Boyle credits newspaper articles with inspiring most of his story ideas. He reads the paper in the morning and listens to NPR after breakfast, but limits himself to these two things, choosing not to follow the "news of the minute," which he says would drive him insane.

Plagued by concerns about environmental destruction, invasive species, mass extinctions, and global warming, Boyle values addressing these themes in his work, especially now.

"We are in deep, deep trouble with regard to our environment," he says. "What Bush did, and what Trump is actively doing, will push us back a hundred years. We don’t have a hundred years."

Boyle makes his antipathy to the current administration abundantly clear, asserting that the Trump administration is the closest to fascist he’s seen in this country. After the 2016 election, he proclaimed himself "part of the problem," unable to find common ground with the right-wing agenda. 

"I am completely intransigent in my views," he says. "I can’t imagine agreeing with the Republican right-wingers. I believe in women’s rights, equality and democracy, the environment, and education. What do they believe in? They believe in shilling for the corporations who bought them into office."

Although he’s been a member of the English Department at USC for forty years, the author insists he doesn’t work well with other people. He’d much prefer to be walking his dog in the Sierra, where he lives a few months a year and "embraces this thing that’s grander than us all." When in the mountains, he goes straight for the woods. "I never see anybody," he says. "I bring the dog with me and I go someplace for a couple of hours—sometimes to my favorite waterfalls—and just read a book, hang out, and come back."

This need for tranquility might come from his younger years in New York, when he was "pretty wild, rebellious, and drug-addled." Before earning a B.A. in English and History from SUNY Potsdam, Boyle had wanted to be a musician. He considers John Coltrane to be his first artistic influence. "He remains one of my heroes to this day. I play him almost every day. When I’m at work, it’s on in the background. I’ve heard the songs a thousand times and they never get old."

While completing his M.F.A from the University of Iowa, Boyle came to understand the dedication required to produce award-winning work. "I realized at some point that if I was going to see where my talent would lead me, then I would have to have the stability and rigidity of working seven days a week. And I do it because I want to see where it’s going to go."

Today, part of Boyle’s interest in writing lies in polishing his stories. "If I have something down on paper, then I go over it and over it and over it, until something else starts to happen," he says. "Some days I go backwards, some days I go forwards. Some days I get in a trance and maybe write a couple of pages, who knows?
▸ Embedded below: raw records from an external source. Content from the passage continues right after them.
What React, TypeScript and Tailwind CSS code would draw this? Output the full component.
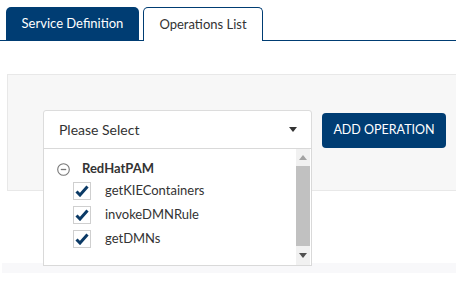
import React from "react";

const Check = () => (
  <div className="w-[18px] h-[18px] border border-[#cfcfcf] bg-white flex items-center justify-center shrink-0">
    <svg width="14" height="12" viewBox="0 0 14 12">
      <path d="M1.5 6.5 L5 10 L12.5 1.5" fill="none" stroke="#0b3a66" strokeWidth="3" strokeLinecap="butt" strokeLinejoin="miter" />
    </svg>
  </div>
);

export default function App() {
  const items = ["getKIEContainers", "invokeDMNRule", "getDMNs"];
  return (
    <div className="w-[456px] h-[284px] bg-white overflow-hidden relative" style={{ fontFamily: 'Lato, "Open Sans", sans-serif' }}>
      <div className="flex pl-[6px] pt-[7px] gap-[4px] border-b border-[#003d73] h-[41px]">
        <div className="w-[133px] h-[33px] bg-[#003d73] rounded-t-[5px] flex items-center justify-center text-white text-[13px] pt-[1px]">
          Service Definition
        </div>
        <div className="w-[120px] h-[34px] bg-white border border-b-0 border-[#003d73] rounded-t-[5px] flex items-center justify-center text-[#333] text-[13px]">
          Operations List
        </div>
      </div>
      <div className="mt-[33px] ml-[7px] h-[117px] bg-[#f7f7f7] border border-r-0 border-[#e8e8e8] pl-[35px] pt-[35px] flex items-start gap-[10px] relative">
        <div className="relative">
          <div className="w-[269px] h-[39px] bg-white border border-[#dcdcdc] rounded-t-[3px] flex items-center pl-[15px] pr-[14px] text-[14px] text-[#333]">
            <span className="flex-1">Please Select</span>
            <svg width="8" height="5" viewBox="0 0 8 5"><path d="M0 0 L8 0 L4 5 Z" fill="#333" /></svg>
          </div>
          <div className="absolute left-0 top-[38px] w-[269px] h-[118px] bg-white border border-[#d9d9d9] z-10 flex">
            <div className="flex-1 pl-[13px] pt-[12px]">
              <div className="flex items-center gap-[12px] h-[16px]">
                <svg width="13" height="13" viewBox="0 0 13 13">
                  <circle cx="6.5" cy="6.5" r="5.8" fill="none" stroke="#777" strokeWidth="1.1" />
                  <line x1="3.8" y1="6.5" x2="9.2" y2="6.5" stroke="#777" strokeWidth="1.3" />
                </svg>
                <span className="text-[13px] font-bold text-[#333]">RedHatPAM</span>
              </div>
              <div className="pl-[16px] mt-[5px] flex flex-col gap-[6px]">
                {items.map((t) => (
                  <div key={t} className="flex items-center gap-[14px] h-[18px]">
                    <Check />
                    <span className="text-[13px] text-[#333]">{t}</span>
                  </div>
                ))}
              </div>
            </div>
            <div className="w-[14px] mr-[1px] bg-[#f1f1f1] flex flex-col items-center">
              <div className="h-[17px] flex items-center justify-center">
                <svg width="8" height="5" viewBox="0 0 8 5"><path d="M0 5 L8 5 L4 0 Z" fill="#a3a3a3" /></svg>
              </div>
              <div className="w-[14px] h-[80px] bg-[#c1c1c1]" />
              <div className="flex-1 flex items-center justify-center">
                <svg width="8" height="5" viewBox="0 0 8 5"><path d="M0 0 L8 0 L4 5 Z" fill="#505050" /></svg>
              </div>
            </div>
          </div>
        </div>
        <div className="mt-[3px] w-[124px] h-[35px] bg-[#003d73] rounded-[4px] flex items-center justify-center text-white text-[12.5px]">
          ADD OPERATION
        </div>
      </div>
      <div className="mt-[72px] ml-[2px] h-[10px] bg-[#f8f8fa]" />
    </div>
  );
}
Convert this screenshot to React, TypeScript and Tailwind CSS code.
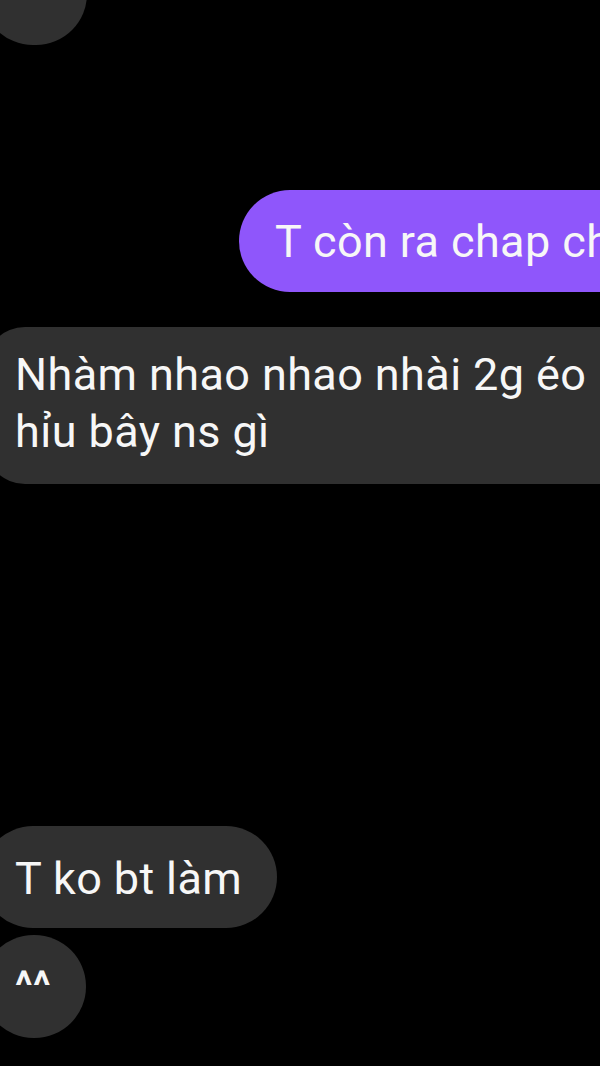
import React from "react";

const font = { fontFamily: "Roboto, 'Noto Sans', sans-serif" };

export default function App() {
  return (
    <div
      className="w-[600px] h-[1066px] bg-black overflow-hidden flex flex-col text-[45px] leading-[57px] tracking-[0.4px] text-[#f7f7f7]"
      style={font}
    >
      <div className="mt-[-57px] ml-[-18px] h-[102px] w-[105px] rounded-full bg-[#303030] shrink-0" />

      <div className="mt-[145px] ml-[239px] self-start h-[102px] flex items-center rounded-full bg-[#8f56fb] pl-[36px] pr-[40px] whitespace-nowrap shrink-0">
        T còn ra chap chưa
      </div>

      <div className="mt-[35px] ml-[-15px] mr-[-40px] rounded-[40px] bg-[#303030] pl-[30px] pr-[40px] pt-[19px] pb-[24px] shrink-0 whitespace-nowrap">
        <div>Nhàm nhao nhao nhài 2g éo</div>
        <div>hỉu bây ns gì</div>
      </div>

      <div className="mt-[342px] ml-[-18px] self-start h-[102px] flex items-center rounded-full bg-[#303030] pl-[33px] pr-[35px] pt-[3px] whitespace-nowrap shrink-0">
        T ko bt làm
      </div>

      <div className="mt-[7px] ml-[-18px] self-start h-[103px] flex items-center rounded-full bg-[#303030] pl-[33px] pr-[35px] whitespace-nowrap shrink-0">
        <span className="font-bold text-[40px]">^^</span>
      </div>
    </div>
  );
}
It’s all a question of trying to put it together."

After much national praise and numerous book tours, Boyle recalls important advice given to him, but not heeded—or so he claims. During the book tour of World’s End, his fifth critically-acclaimed novel, his editor reminded him to remain humble. 

"And of course, I’ve never been humble," he says, with a laugh. "So basically, I just told them all how wonderful I am, which is, by the way, the main thing I like to discuss with my wife when we’re going out to dinner," he quips. "Why talk about politics? Let’s just talk about how wonderful I am!

"So that didn’t really work out for me. I ignored the advice. In fact, I ignored everything everyone ever told me."

Boyle, who married his college sweetheart, Karen, says he depends on the stability of his family, friends, and career as his life’s foundation. He’s had the same close friends since elementary school. He’s worked with the same agent since college. He enjoys the quiet moments when he can have a good glass of pinot noir. Red wine, he maintains, is good for him. It stimulates his brain cells. "But I don’t want to make everyone think they should go out and drink red wine," he says, mock-serious. "You gotta keep it under a gallon a day."

When asked how he’d like to be remembered, Boyle quoted the famous American writer Woody Allen. "I don’t want to be immortal through my works. I want to be immortal for not dying."